VAT Returns and Filing Requirements

VAT3 returns must be filed regularly through ROS. For comprehensive filing guidance, visit the Revenue’s VAT return filing guide.

For businesses trading within the EU, consult the VIES reporting requirements.

Key filing requirements:

  • Submit returns even if no VAT is due
  • Pay any VAT owed by the 19th of the month following the tax period
  • Keep detailed records for six years
  • Include intra-EU trade in VIES returns if applicable

Managing VAT for Your Small Business

Effective VAT management requires:

Invoice Requirements:

  • Your VAT number
  • Invoice date and number
  • Customer’s VAT number (for B2B)
  • Description of goods/services
  • VAT rate applied
  • VAT amount in Euro

Record Keeping:

  • Sales and purchase invoices
  • Credit and debit notes
  • Import and export documentation
  • Bank statements
  • VAT calculations

For detailed invoicing requirements, refer to the Revenue’s VAT invoicing guide.

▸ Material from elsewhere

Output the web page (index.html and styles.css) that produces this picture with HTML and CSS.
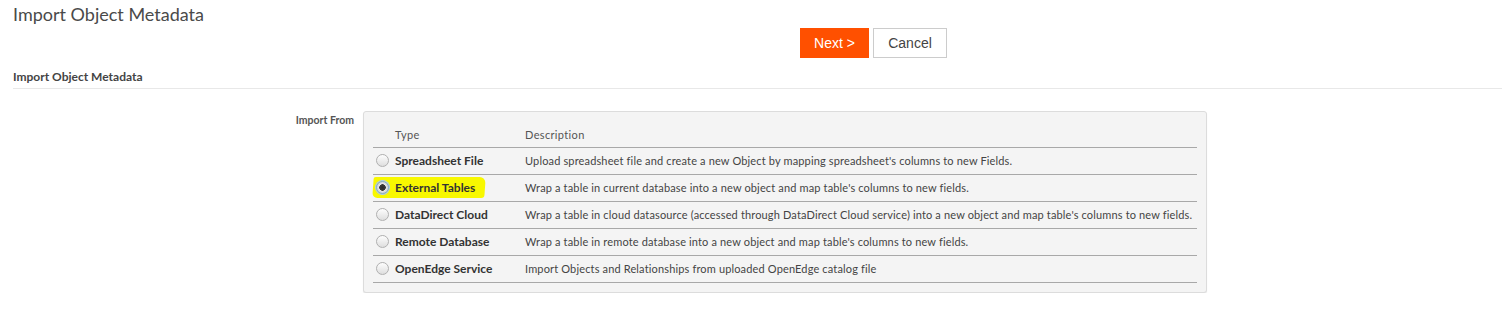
FILE: index.html
```html
<!DOCTYPE html>
<html lang="en">
<head>
	<meta charset="UTF-8">
	<title>Import Object Metadata</title>
	<link rel="stylesheet" href="styles.css">
</head>
<body>
	<header class="page-head">
		<h1>Import Object Metadata</h1>
		<nav class="actions">
			<button class="btn-next">Next &gt;</button>
			<button class="btn-cancel">Cancel</button>
		</nav>
	</header>
	<section class="section">
		<h2 class="section-title">Import Object Metadata</h2>
		<div class="field-row">
			<label class="field-label">Import From</label>
			<div class="panel">
				<table class="import-table">
					<thead>
						<tr><th class="col-type">Type</th><th>Description</th></tr>
					</thead>
					<tbody>
						<tr>
							<td class="col-type"><span class="radio"></span><b>Spreadsheet File</b></td>
							<td>Upload spreadsheet file and create a new Object by mapping spreadsheet's columns to new Fields.</td>
						</tr>
						<tr>
							<td class="col-type"><span class="marker"><span class="radio checked"></span><b>External Tables</b></span></td>
							<td>Wrap a table in current database into a new object and map table's columns to new fields.</td>
						</tr>
						<tr>
							<td class="col-type"><span class="radio"></span><b>DataDirect Cloud</b></td>
							<td>Wrap a table in cloud datasource (accessed through DataDirect Cloud service) into a new object and map table's columns to new fields.</td>
						</tr>
						<tr>
							<td class="col-type"><span class="radio"></span><b>Remote Database</b></td>
							<td>Wrap a table in remote database into a new object and map table's columns to new fields.</td>
						</tr>
						<tr>
							<td class="col-type"><span class="radio"></span><b>OpenEdge Service</b></td>
							<td>Import Objects and Relationships from uploaded OpenEdge catalog file</td>
						</tr>
					</tbody>
				</table>
			</div>
		</div>
	</section>
</body>
</html>
```

FILE: styles.css
```css
* {margin:0px;padding:0px;box-sizing:border-box;}
body {background-color:#fff;font-family:Lato, "Open Sans", sans-serif;color:#333;}
.page-head {padding:4px 13px 0px 13px;}
.page-head h1 {font-size:18px;font-weight:normal;color:#4a4a4a;line-height:20px;}
.actions {display:flex;flex-flow:row nowrap;gap:4px;margin:4px 0px 0px 787px;}
.actions button {font-family:"Liberation Sans", Arial, sans-serif;font-size:14px;height:30px;padding:0px 13px;cursor:pointer;}
.btn-next {background-color:#ff5000;color:#fff;border:1px solid #ff5000;width:69px;}
.btn-cancel {background-color:#fff;color:#444;border:1px solid #ccc;width:74px;}

.section {margin:12px 0px 0px 13px;}
.section-title {font-size:12px;font-weight:bold;color:#444;line-height:14px;padding-bottom:4px;border-bottom:1px solid #e8e8e8;}
.field-row {display:flex;flex-flow:row nowrap;margin-top:22px;}
.field-label {width:350px;text-align:right;padding-right:9px;font-size:10.5px;font-weight:bold;color:#555;line-height:17px;margin-top:1px;}
.panel {width:844px;background-color:#f4f4f4;border:1px solid #dcdcdc;border-radius:3px;padding:9px 9px 9px 9px;box-shadow:0px 1px 1px #e8e8e8;}
.import-table {width:100%;border-collapse:collapse;font-size:11px;letter-spacing:0.15px;}
.import-table th {text-align:left;font-weight:normal;color:#555;height:26px;padding-top:1px;letter-spacing:0.35px;border-bottom:1px solid #a8a8a8;}
.import-table td {height:27px;border-bottom:1px solid #a8a8a8;color:#444;white-space:nowrap;}
.import-table .col-type {width:152px;padding-left:22px;}
.import-table td.col-type {padding-left:3px;}
.import-table td.col-type b {color:#333;font-size:12px;letter-spacing:0px;}
.radio {display:inline-block;width:13px;height:13px;border-radius:50%;border:1px solid #b0b0b0;background:linear-gradient(#fdfdfd, #dedede);vertical-align:-2px;margin-right:6px;}
.radio.checked {border-color:#7aa7e0;box-shadow:0px 0px 0px 1px #a9c8f0;background:radial-gradient(circle, #2b2b2b 0px, #3a3a3a 3px, #e8e8e8 3.5px, #cfcfcf 6px);}
.marker {display:inline-block;background-color:#f8f800;padding:3px 10px 3px 3px;margin-left:-3px;border-radius:2px 6px 3px 5px;transform:skewX(-4deg);}
.marker > * {transform:skewX(4deg);display:inline-block;}
```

You may also find helpful resources at:

Common VAT Challenges and Solutions

Cash Flow Management:

  • Consider the cash receipts basis if turnover is under €2 million
  • Plan for VAT payments in your cash flow forecasts
  • Set aside VAT collected from customers

Cross-Border Transactions:

  • Understand reverse charge mechanisms
  • Keep evidence of exports
  • Register for VIES if trading within the EU

Expert Tips for VAT Compliance

Stay updated with VAT regulations through:

Best Practices:

  1. Regularly reconcile VAT accounts
  2. Use accounting software with VAT tracking
  3. Schedule regular VAT return reviews
  4. Keep up with rate changes
  5. Document your VAT decisions

Frequently Asked Questions

Q: What happens if I exceed the VAT threshold? A: You must register for VAT within 30 days of exceeding the threshold. Historic liability may apply if you fail to register on time.

Q: Can I claim VAT on a company car? A: Generally, VAT on passenger vehicles cannot be reclaimed unless used 100% for business purposes (like taxis or driving schools).

Q: How long should I keep VAT records? A: Keep all VAT records for at least six years unless otherwise advised by Revenue.

For additional FAQs and detailed answers, visit the Revenue’s VAT FAQ section.

Need Expert Help? Don’t navigate VAT compliance alone. Our experienced tax professionals at Dublin Ledgers can help ensure your business meets all VAT obligations while maximizing available benefits. Contact us today for a free consultation.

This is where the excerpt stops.